“From the fig tree learn its lesson: as soon as its branch becomes tender and puts out its leaves, you know that summer is near. So also, when you see these things taking place, you know that he is near, at the very gates. Truly, I say to you, this generation will not pass away until all these things take place. Heaven and earth will pass away, but my words will not pass away.
“But concerning that day or that hour, no one knows, not even the angels in heaven, nor the Son, but only the Father. Be on guard, keep awake. For you do not know when the time will come. It is like a man going on a journey, when he leaves home and puts his servants in charge, each with his work, and commands the doorkeeper to stay awake. Therefore stay awake–for you do not know when the master of the house will come, in the evening, or at midnight, or when the rooster crows, or in the morning– lest he come suddenly and find you asleep. And what I say to you I say to all: Stay awake.” –Mark 13:28-37
If we take this passage by itself, the likelihood of getting it wrong is quite high. These words of Jesus are part of an eye-opening answer to a specific question about when the Temple in Jerusalem will be destroyed, with not one stone left upon another. That means, contrary to many popular interpretations, this is not (at least for the original audience) about the end of the world. Even the famous line, “But concerning that day or that hour, no one knows, not even the angels in heaven, nor the Son, but only the Father,” is not primarily about the Second Coming of Christ, but about the day or hour of the siege of Jerusalem and the desecration and destruction of the Temple.
Jesus recently used the fig tree as an illustration of fruitless Israel, who had no fruit with which to bless the world as God had intended. It would be destroyed. Now Jesus uses a fig tree again to illustrate that when it “puts out its leaves, you know that summer is near.” Just like that, when you see the things Jesus has been describing take place, then you’ll know that “it” (better than the overly-interpreted “he” of some translations) is near. Here’s how near it is: “This generation will not pass away until all these things take place.” The generation who is hearing the answer is the generation who will see it.
What does it mean, then, that “Heaven and earth will pass away, but my words will not pass away”? Jesus is the last in the long succession of God’s prophets. If you remember His second riddle in the Temple complex (the Parable of the Wicked Tenants), the son who is sent to the vineyard is the last possible representative that the father can send; there can be no one after him. Jesus is the last one to be sent, so “this generation” that rejects the message of the Son will be the generation upon whom the end will fall. Therefore, “Heaven and earth will pass away, but my words will not pass away” is Jesus’ most solemn assurance that even though all the world for them will be wrecked, His words will stand.
Jesus says He does not know exactly the day or hour that this will take place like the Father does in heaven. That said, Jesus could have gone two different ways: “Sit and work out an elaborate time table for when this will occur,” or, “Be on guard, keep awake. For you do not know when the time will come.” To which of these do we tend to lean? Convicting, isn’t it? And then He provides another short illustration about a man who goes on a journey, leaves his servants in charge, “and commands the doorkeeper to stay awake.”

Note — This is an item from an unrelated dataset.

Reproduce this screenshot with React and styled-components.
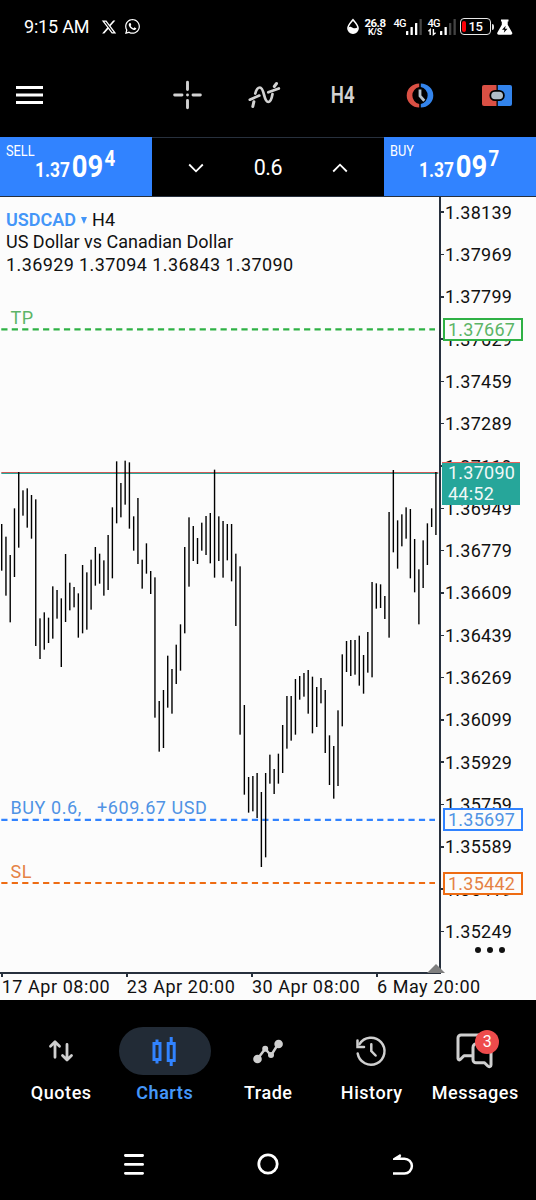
import styled, { createGlobalStyle } from "styled-components";
import { FaWhatsapp, FaXTwitter } from "react-icons/fa6";

const GlobalStyle = createGlobalStyle`
  * {
    box-sizing: border-box;
  }
  body {
    margin: 0;
    background-color: #000;
    font-family: Roboto, "Liberation Sans", sans-serif;
  }
`;

const Container = styled.div`
  width: 536px;
  height: 1200px;
  display: flex;
  flex-direction: column;
  background-color: #000;
  color: #fff;
  overflow: hidden;
`;

const Svg = styled.svg`
  display: block;
  flex-shrink: 0;
  overflow: visible;
`;

/* status bar */

const StatusBar = styled.div`
  height: 54px;
  padding: 0 23.5px 1px 24px;
  display: flex;
  align-items: center;
  justify-content: space-between;
`;

const StatusLeft = styled.div`
  display: flex;
  align-items: center;
`;

const Clock = styled.span`
  width: 77px;
  font-size: 18px;
  letter-spacing: -0.2px;
  white-space: nowrap;
`;

const AppIcons = styled.div`
  display: flex;
  align-items: center;
  gap: 7px;
`;

const StatusRight = styled.div`
  display: flex;
  align-items: center;
`;

const Speed = styled.div`
  width: 22px;
  margin: 0 7.5px 0 5.5px;
  display: flex;
  flex-direction: column;
  align-items: center;
  font-size: 11.5px;
  font-weight: 700;
  line-height: 10px;
  letter-spacing: -0.5px;
`;

const SpeedUnit = styled.span`
  font-size: 9px;
  line-height: 8px;
  letter-spacing: -0.2px;
`;

const Signal = styled.div`
  width: 28px;
  height: 16px;
  margin-right: ${(props) => props.$gap}px;
  display: flex;
  justify-content: space-between;
`;

const SignalType = styled.div`
  font-size: 11px;
  font-weight: 500;
  line-height: 10px;
  letter-spacing: -0.7px;
`;

const Battery = styled.div`
  width: 31px;
  height: 17px;
  padding: 1px;
  border: 1.5px solid #e8e8e8;
  border-radius: 4px;
  display: flex;
  align-items: center;
  gap: 2.5px;
  font-size: 13px;
  font-weight: 500;
  letter-spacing: -0.5px;
`;

const BatteryLevel = styled.div`
  width: 4px;
  height: 11px;
  border-radius: 2px;
  background-color: #fb0007;
`;

const BatteryNub = styled.div`
  width: 2px;
  height: 6px;
  margin: 0 3px 0 1px;
  border-radius: 0 2px 2px 0;
  background-color: #ddd;
`;

/* toolbar */

const Toolbar = styled.div`
  height: 83px;
  padding: 0 0 1px 16px;
  display: flex;
  align-items: center;
  justify-content: space-between;
`;

const Tools = styled.div`
  display: flex;
`;

const Tool = styled.div`
  width: 77.5px;
  display: flex;
  align-items: center;
  justify-content: center;
  color: #d2d2d2;
`;

const Timeframe = styled.span`
  font-size: 23px;
  font-weight: 600;
  transform: scaleX(0.81);
`;

/* one click trading */

const TradePanel = styled.div`
  height: 60px;
  display: flex;
  border-bottom: 1px solid #27303d;
`;

const TradeButton = styled.div`
  width: 152px;
  padding-left: 6px;
  display: flex;
  background-color: #3183ff;
`;

const Side = styled.span`
  width: 29px;
  padding-top: 6px;
  font-size: 15px;
  line-height: 17px;
  white-space: nowrap;
  transform: scaleX(0.85);
  transform-origin: left;
`;

const Quote = styled.div`
  height: 59px;
  display: flex;
  align-items: baseline;
  font-size: 20px;
  font-weight: 700;
  line-height: 59px;
  white-space: nowrap;
  transform: scaleX(0.87);
  transform-origin: left;
`;

const Pips = styled.span`
  margin: 0 1.5px 0 2px;
  font-size: 31.5px;
`;

const Pipette = styled.span`
  font-size: 21.5px;
  transform: translateY(-11.5px);
`;

const Volume = styled.div`
  flex: 1;
  border-top: 1px solid #27303d;
  padding: 1px 36px 0;
  display: flex;
  align-items: center;
  justify-content: space-between;
  font-size: 21.5px;
  letter-spacing: -0.4px;
`;

/* chart */

const Chart = styled.div`
  position: relative;
  height: 803px;
  display: flex;
  flex-direction: column;
  background-color: #fcfcfc;
  color: #111;
  font-size: 18px;
`;

const ChartBody = styled.div`
  height: 775px;
  display: flex;
`;

const Plot = styled.div`
  position: relative;
  width: 439px;
`;

const Legend = styled.div`
  position: absolute;
  top: 12px;
  left: 6px;
  line-height: 22.5px;
  white-space: nowrap;
`;

const LegendTitle = styled.div`
  height: 22px;
  display: flex;
  align-items: center;
`;

const Symbol = styled.span`
  margin-right: 5px;
  font-weight: 600;
  color: #4496f8;
`;

const Period = styled.span`
  margin-left: 5px;
`;

const LegendLine = styled.div`
  letter-spacing: ${(props) => props.$spacing}px;
`;

const LineText = styled.text`
  font-size: 18px;
  letter-spacing: 0.58px;
  white-space: pre;
`;

const PriceAxis = styled.div`
  position: relative;
  flex: 1;
  border-left: 2px solid #27303d;
`;

const PriceScale = styled.div`
  margin-top: -6px;
`;

const PriceLabel = styled.div`
  height: 42.32px;
  display: flex;
  align-items: center;
  letter-spacing: 0.25px;

  &::before {
    content: "";
    width: 3px;
    height: 1.5px;
    margin-right: 1px;
    background-color: #27303d;
  }
`;

const LevelTag = styled.div`
  position: absolute;
  top: ${(props) => props.$y - 11.5}px;
  left: 2px;
  width: 80px;
  height: 23px;
  padding-left: 3px;
  border: 2px solid ${(props) => props.$border};
  background-color: #fcfcfc;
  color: ${(props) => props.$color};
  line-height: 20px;
  letter-spacing: 0.25px;
`;

const BidTag = styled.div`
  position: absolute;
  top: 265px;
  left: 1px;
  width: 78px;
  height: 43px;
  padding-left: 6px;
  border-top: 1px solid #e8605a;
  background-color: #26a69a;
  color: #f0f8f7;
  line-height: 21px;
  letter-spacing: 0.25px;
`;

const BidPrice = styled.div`
  margin-top: -1px;
`;

const More = styled.div`
  position: absolute;
  top: 749.5px;
  left: 34px;
  display: flex;
  gap: 6px;
`;

const Dot = styled.div`
  width: 6px;
  height: 6px;
  border-radius: 50%;
  background-color: #111;
`;

const ShiftMarker = styled.div`
  position: absolute;
  left: 427px;
  top: 767px;
  border: 9.5px solid transparent;
  border-top: none;
  border-bottom: 9.5px solid #7f7f7f;
`;

const TimeAxis = styled.div`
  flex: 1;
  display: flex;
  padding-left: 1px;
`;

const TimeLine = styled.div`
  width: 441px;
  height: 2px;
  background-color: #27303d;
`;

const TimeLabel = styled.div`
  width: 125.1px;
  padding: 3px 0 0 0.7px;
  letter-spacing: 0.55px;
  line-height: 19px;
  white-space: nowrap;

  &::before {
    content: "";
    display: block;
    width: 1.5px;
    height: 3px;
    margin: -3px 0 0 -0.7px;
    background-color: #27303d;
  }
`;

/* bottom navigation */

const BottomNav = styled.div`
  height: 120px;
  padding: 27px 9px 0 9.5px;
  display: flex;
`;

const NavItem = styled.div`
  width: 103.5px;
  display: flex;
  flex-direction: column;
  align-items: center;
  gap: 7px;
  color: ${(props) => (props.$active ? "#4496f8" : "#fff")};
  font-size: 18px;
  font-weight: ${(props) => (props.$active ? 600 : 500)};
  letter-spacing: 0.55px;
`;

const NavIcon = styled.div`
  position: relative;
  width: 92px;
  height: 48px;
  border-radius: 24px;
  display: flex;
  align-items: center;
  justify-content: center;
  color: ${(props) => (props.$active ? "#3183ff" : "#cfcfcf")};
  background-color: ${(props) => (props.$active ? "#222b36" : "transparent")};
`;

const Badge = styled.span`
  position: absolute;
  top: 3px;
  left: 46px;
  width: 24px;
  height: 24px;
  border-radius: 50%;
  background-color: #ee4b4c;
  color: #fff;
  font-size: 16px;
  font-weight: 400;
  letter-spacing: 0;
  line-height: 24px;
  text-align: center;
`;

const SystemNav = styled.div`
  height: 80px;
  padding: 8px 123.5px 0;
  display: flex;
  align-items: center;
  justify-content: space-between;
`;

// high / low offsets of every bar, in thirds of a pixel below the top mark
const bars = [
  [222, 362], [260, 437], [315, 517], [175, 381], [66, 293], [121, 197],
  [115, 233], [135, 266], [148, 588], [505, 627], [487, 599], [503, 579],
  [409, 566], [420, 506], [445, 651], [312, 516], [398, 481], [411, 472],
  [430, 563], [345, 550], [367, 539], [329, 479], [291, 407], [311, 401],
  [331, 437], [255, 420], [172, 385], [34, 220], [99, 202], [32, 164],
  [37, 236], [199, 302], [144, 342], [329, 416], [280, 371], [363, 432],
  [382, 803], [753, 905], [720, 894], [617, 773], [657, 791], [584, 702],
  [523, 662], [291, 550], [202, 410], [228, 333], [264, 342], [218, 302],
  [198, 315], [189, 340], [59, 383], [199, 333], [213, 383], [222, 331],
  [222, 394], [311, 528], [349, 854], [765, 1034], [981, 1088], [978, 1084],
  [969, 1104], [1026, 1251], [969, 1222], [914, 1001], [957, 1032], [911, 1001],
  [825, 969], [738, 896], [738, 872], [687, 854], [678, 749], [669, 740],
  [660, 791], [680, 850], [711, 831], [684, 760], [720, 909], [856, 1005],
  [888, 1046], [781, 1008], [613, 829], [573, 666], [570, 678], [570, 674],
  [557, 707], [615, 731], [546, 668], [396, 682], [400, 476], [403, 474],
  [438, 507], [186, 563], [60, 307], [211, 356], [193, 289], [172, 266],
  [177, 385], [267, 427], [358, 523], [271, 414], [220, 345], [175, 231],
  [66, 255],
];

const barX = (i) => 1.7 + i * 4.257;
const barY = (v) => 253 + v / 3;

const levels = [
  { label: "TP", price: "1.37667", y: 132.4, line: "#2fb145", text: "#5cb567" },
  { label: "BUY 0.6,   +609.67 USD", price: "1.35697", y: 622.8, line: "#3183ff", text: "#5093e4" },
  { label: "SL", price: "1.35442", y: 686, line: "#ee6c13", text: "#e58245" },
];

const prices = [
  "1.38139", "1.37969", "1.37799", "1.37629", "1.37459", "1.37289",
  "1.37119", "1.36949", "1.36779", "1.36609", "1.36439", "1.36269",
  "1.36099", "1.35929", "1.35759", "1.35589", "1.35419", "1.35249",
];

const times = ["17 Apr 08:00", "23 Apr 20:00", "30 Apr 08:00", "6 May 20:00"];

const SignalBars = ({ level }) => (
  <Svg width="16" height="16" viewBox="0 0 16 16">
    {[4, 8, 12, 16].map((h, i) => (
      <rect key={h} x={i * 4.5} y={16 - h} width="2.3" height={h} rx="0.5" fill={i < level ? "#fff" : "#444"} />
    ))}
  </Svg>
);

const Chevron = ({ up }) => (
  <Svg width="16" height="10" viewBox="0 0 16 10" fill="none" stroke="#fff" strokeWidth="1.8">
    <path d={up ? "M1.2 8.5 8 1.7l6.8 6.8" : "M1.2 1.5 8 8.3l6.8-6.8"} />
  </Svg>
);

const App = () => {
  return (
    <Container>
      <GlobalStyle />
      <StatusBar>
        <StatusLeft>
          <Clock>9:15 AM</Clock>
          <AppIcons>
            <FaXTwitter size={16} />
            <FaWhatsapp size={17} />
          </AppIcons>
        </StatusLeft>
        <StatusRight>
          <Svg width="12" height="15" viewBox="0 0 12 15">
            <path d="M6 .8C4.3 3 .9 6.1.9 9.2a5.1 5.1 0 0 0 10.2 0C11.1 6.1 7.7 3 6 .8z" fill="none" stroke="#fff" strokeWidth="1.5" />
            <path d="M1.2 8.6c1.8-1.6 3.2-.4 4.8.3 1.7.7 3.3.6 4.8-.9v2.2c-.4 2.5-2.5 4.1-4.8 4.1s-4.6-1.8-4.8-4.2z" fill="#fff" />
          </Svg>
          <Speed>
            26.8
            <SpeedUnit>K/S</SpeedUnit>
          </Speed>
          <Signal $gap={6}>
            <SignalType>4G</SignalType>
            <SignalBars level={3} />
          </Signal>
          <Signal $gap={4.5}>
            <SignalType>
              4G
              <Svg width="8" height="6" viewBox="0 0 8 6" fill="none" stroke="#fff" strokeWidth="1.4">
                <path d="M.4 2.2 2.2.5V6M7.6 3.8 5.4 5.5V0" />
              </Svg>
            </SignalType>
            <SignalBars level={2} />
          </Signal>
          <Battery>
            <BatteryLevel />
            15
          </Battery>
          <BatteryNub />
          <Svg width="15.5" height="16" viewBox="0 0 15.5 16">
            <path d="M4 .5h7.5v2h-.8v3.3l4.4 7.6c.6 1.2 0 2.3-1.3 2.3H1.7c-1.3 0-1.9-1.1-1.3-2.3l4.4-7.6V2.500H4z" fill="#fff" />
            <path d="M8.7 6.8 5 10.7h2.5l-.7 3 3.7-4H8z" fill="#000" />
          </Svg>
        </StatusRight>
      </StatusBar>

      <Toolbar>
        <Svg width="27" height="18" viewBox="0 0 27 18" fill="#fff">
          <path d="M0 0h27v3H0zM0 7.5h27v3H0zM0 15h27v3H0z" />
        </Svg>
        <Tools>
          <Tool>
            <Svg width="29" height="30" viewBox="0 0 30 30" stroke="currentColor" strokeWidth="3" strokeLinecap="round">
              <path d="M15 1.7v7.6M15 20.7v7.6M1.7 15h7.6M20.7 15h7.6" />
              <circle cx="15" cy="15" r="1.5" fill="currentColor" stroke="none" />
            </Svg>
          </Tool>
          <Tool>
            <Svg width="34" height="28" viewBox="0 0 34 28" fill="none" stroke="currentColor" strokeWidth="2.7" strokeLinecap="round">
              <path d="M1.8 18.7 11.3 14.6M20.3 11.3 30.8 7.5" />
              <path d="M7.3 12.5C8.3 8.5 9.8 6.5 11.9 6.5c4.6 0 3.6 14.5 8.3 14.5 2.3 0 3.300-2 4.300-8" />
              <path d="M5.9 20.7 4.8 25.5M26.3 5.5l2.2-3" strokeWidth="3" />
            </Svg>
          </Tool>
          <Tool>
            <Timeframe>H4</Timeframe>
          </Tool>
          <Tool>
            <Svg width="30" height="25" viewBox="0 0 30 25">
              <path d="M14.2.4A12.5 12.1 0 0 0 14.2 24.6V21A8.7 8.7 0 0 1 14.2 4z" fill="#da5044" />
              <path d="M15.8.4A12.5 12.1 0 0 1 15.8 24.6V21A8.7 8.7 0 0 0 15.8 4z" fill="#3384ec" />
              <path d="M15 6.5V13l4.3 4.7" fill="none" stroke="#b7c2cb" strokeWidth="2.8" />
            </Svg>
          </Tool>
          <Tool>
            <Svg width="30" height="21" viewBox="0 0 30 21">
              <path d="M2 0h12.5v21H2a2 2 0 0 1-2-2V2a2 2 0 0 1 2-2z" fill="#da5044" />
              <path d="M15.8 0H28a2 2 0 0 1 2 2v17a2 2 0 0 1-2 2H15.8z" fill="#3384ec" />
              <rect x="8.3" y="5.8" width="13.6" height="9.4" rx="4.7" fill="#b0bdc7" stroke="#000" strokeWidth="1.8" />
            </Svg>
          </Tool>
        </Tools>
      </Toolbar>

      <TradePanel>
        <TradeButton>
          <Side>SELL</Side>
          <Quote>
            1.37<Pips>09</Pips><Pipette>4</Pipette>
          </Quote>
        </TradeButton>
        <Volume>
          <Chevron />
          0.6
          <Chevron up />
        </Volume>
        <TradeButton>
          <Side>BUY</Side>
          <Quote>
            1.37<Pips>09</Pips><Pipette>7</Pipette>
          </Quote>
        </TradeButton>
      </TradePanel>

      <Chart>
        <ChartBody>
          <Plot>
            <Svg width="439" height="775" viewBox="0 0 439 775">
              <rect x="1.3" y="275" width="437" height="1" fill="#cf5a56" />
              <rect x="1.3" y="276" width="437" height="1" fill="#26a69a" />
              {levels.map((level) => (
                <g key={level.label}>
                  <line x1="1.3" x2="435" y1={level.y} y2={level.y} stroke={level.line} strokeWidth="2.2" strokeDasharray="6.2 4.24" />
                  <LineText x="10.5" y={level.y - 5.5} fill={level.text}>{level.label}</LineText>
                </g>
              ))}
              {bars.map(([high, low], i) => (
                <rect key={i} x={barX(i) - 0.7} y={barY(high)} width="1.4" height={(low - high) / 3} fill="#000" />
              ))}
            </Svg>
            <Legend>
              <LegendTitle>
                <Symbol>USDCAD</Symbol>
                <Svg width="6" height="7" viewBox="0 0 6 7">
                  <path d="M0 0h6L3 7z" fill="#4496f8" />
                </Svg>
                <Period>H4</Period>
              </LegendTitle>
              <LegendLine $spacing={0}>US Dollar vs Canadian Dollar</LegendLine>
              <LegendLine $spacing={0.4}>1.36929 1.37094 1.36843 1.37090</LegendLine>
            </Legend>
          </Plot>
          <PriceAxis>
            <PriceScale>
              {prices.map((price) => (
                <PriceLabel key={price}>{price}</PriceLabel>
              ))}
            </PriceScale>
            {levels.map((level) => (
              <LevelTag key={level.price} $y={level.y} $border={level.line} $color={level.text}>
                {level.price}
              </LevelTag>
            ))}
            <BidTag>
              <BidPrice>1.37090</BidPrice>
              <div>44:52</div>
            </BidTag>
            <More>
              <Dot />
              <Dot />
              <Dot />
            </More>
          </PriceAxis>
        </ChartBody>
        <TimeLine />
        <TimeAxis>
          {times.map((time) => (
            <TimeLabel key={time}>{time}</TimeLabel>
          ))}
        </TimeAxis>
        <ShiftMarker />
      </Chart>

      <BottomNav>
        <NavItem>
          <NavIcon>
            <Svg width="24" height="22" viewBox="0 0 24 22" fill="none" stroke="currentColor" strokeWidth="2.8" strokeLinecap="round" strokeLinejoin="round">
              <path d="M6 17.3V2M1.5 6.2 6 1.8l4.5 4.4M18 4.5v15.300M13.500 15.600 18 20l4.500-4.400" />
            </Svg>
          </NavIcon>
          Quotes
        </NavItem>
        <NavItem $active>
          <NavIcon $active>
            <Svg width="26" height="30" viewBox="0 0 26 30" fill="none" stroke="currentColor" strokeWidth="3">
              <path d="M2 7.5h6v16H2zM5 3.5v4M5 23.5v4M16.2 7.5h6v17h-6zM19.2 1v6M19.2 24.5V30" />
            </Svg>
          </NavIcon>
          Charts
        </NavItem>
        <NavItem>
          <NavIcon>
            <Svg width="30" height="25" viewBox="0 0 30 25" fill="currentColor">
              <path d="M4.5 20 12.2 9.7 18 16.5l7.5-12" fill="none" stroke="currentColor" strokeWidth="2.5" />
              <circle cx="4.5" cy="20" r="4.3" />
              <circle cx="12.2" cy="9.7" r="3" />
              <circle cx="18" cy="16" r="3" />
              <circle cx="25.6" cy="5" r="4.3" />
            </Svg>
          </NavIcon>
          Trade
        </NavItem>
        <NavItem>
          <NavIcon>
            <Svg width="31" height="30" viewBox="0 0 31 30" fill="none" stroke="currentColor" strokeWidth="2.5" strokeLinecap="round">
              <path d="M1.7 17.5A13.5 13.5 0 1 0 3.5 8.2" />
              <path d="M1.5 4.5V11h6.500M15.300 8.300V15l4.300 4.500" />
            </Svg>
          </NavIcon>
          History
        </NavItem>
        <NavItem>
          <NavIcon>
            <Svg width="36" height="34" viewBox="0 0 36 34" fill="none" stroke="currentColor" strokeWidth="3" strokeLinejoin="round">
              <path d="M31.5 8V4a3 3 0 0 0-3-3H4a3 3 0 0 0-3 3v20.500c0 1.500 1.600 1.800 2.500.8L7 21.800h8" />
              <path d="M20 9.500h11a3 3 0 0 1 3 3v18.500c0 1.700-2 2.200-3.200 1l-3.300-3.300H19a3 3 0 0 1-3-3V13.500a4 4 0 0 1 4-4z" />
            </Svg>
            <Badge>3</Badge>
          </NavIcon>
          Messages
        </NavItem>
      </BottomNav>

      <SystemNav>
        <Svg width="20" height="21" viewBox="0 0 20 21" stroke="#fff" strokeWidth="2.8" strokeLinecap="round">
          <path d="M1.4 1.5h17.2M1.4 10.4h17.2M1.4 19.3h17.2" />
        </Svg>
        <Svg width="22" height="22" viewBox="0 0 22 22" fill="none" stroke="#fff" strokeWidth="2.8">
          <circle cx="11" cy="11" r="9.2" />
        </Svg>
        <Svg width="20" height="21" viewBox="0 0 20 21" fill="none" stroke="#fff" strokeWidth="2.5">
          <path d="M0 19.5h11.5a7.3 7.3 0 0 0 0-14.8H2" />
          <path d="M0 4.5 7.2 0 8.2 1.7 6.5 5.9H0z" fill="#fff" stroke="none" />
        </Svg>
      </SystemNav>
    </Container>
  );
};

export default App;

The early church’s temptations to assimilate into the resulting Jewish culture (all-law-no-Temple) or pagan world must have been powerful. We read in the Apostle Paul’s letters of a brooding, imminent crisis requiring his readers, too, to keep awake and not assimilate. Sometimes they do, and sometimes they don’t. Assimilation never works for them, though, always leading to division and suffering.
Now, with it thoroughly understood that this passage applies to the original audience (“this generation”), we can see how it is typological, in a sense, of our own world and experience. There is going to be a coming in the clouds of the Son of Man again. This will be in a different direction (to earth!) than His previous “coming” to God’s throne. We do not know the day or the hour. The Son of Man has gone on a journey, left “home,” and put us in charge of His great, earthly estate. Will we keep awake? Will the door be left unguarded? Will we hoard up all the blessings for ourselves? Will we assimilate into the world? Because when He comes again, He is going to restore the estate worldwide where there is no enemy left at the gate, and He promises eternal life to all those inside. And that’s the gospel.